Wednesday, January 16, 2008

An Odd Creature.

This office gives up. Now, for something entirely different.

I will describe a creature to you. It is not humanoid - this being a primary concern of its creation - rather existing in a shape best compared to the naga - with a snake-like lower body, and a torso that bends backwards to seat the upwards-facing, heavily armoured head. (The top of the body is actually a really good place to put the head, for anything that depends on sight. The eyes need to go there, because that's by far the best vantage point, and then the brain really needs to go there too so that reaction time can be high enough. (Probably.)) Were this creature dependent on smell, or taste, its head might be elsewhere; but it is not.

The creature's main method of manipulating its environment - to kill, eat, etc. - is through its grasping arm/tentacle. It has one only, on its right side (though there are uncommon, left-armed mutants, perhaps 4% of the population), the main body of which comprises a five-foot long grasping tentacle, roughly a foot thick at its middle point. (All proportions are given for the adult.) This arm is fractal - in its middle, two smaller arms fork off at forty-five degree angles, each two-and-a-half feet long and half a foot wide at its middle. These are equivalent to human arms for many purposes, being of similar dimensions. From these each sprout two smaller tentacles - very large hands, perhaps - which sprout two more, very small tentacles - fingers, of sorts - from which sprout little grasping hooks.
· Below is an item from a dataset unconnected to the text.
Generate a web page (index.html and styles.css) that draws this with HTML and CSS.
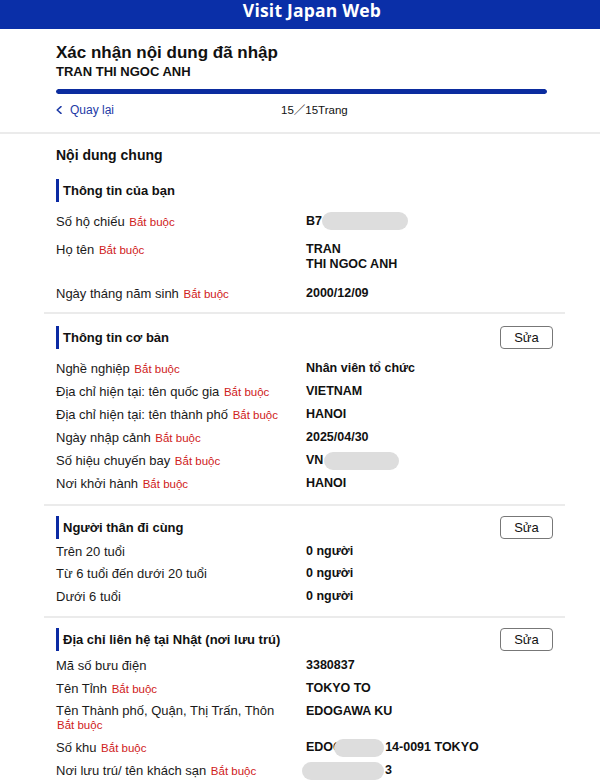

The creatures evolved with such a heavily armoured, upward-facing cranium because all their enemies attack from above. A sort of bat-analogue, with long, raking talons, that tended to strike from above was this particular species' bane, though they became one of the first to die out when the species developed tool-making skills. (Spear beats talon.)

I have little more to say of it, for the moment, than this: surely, it needs a name. Perhaps the Infiniciliate? I invite suggestions.

1 comment:

Kelsey said...

That is awesomely original! The name is usually given by the first people to discover the thing, so to know its name, we'd need to know the demographic of these people.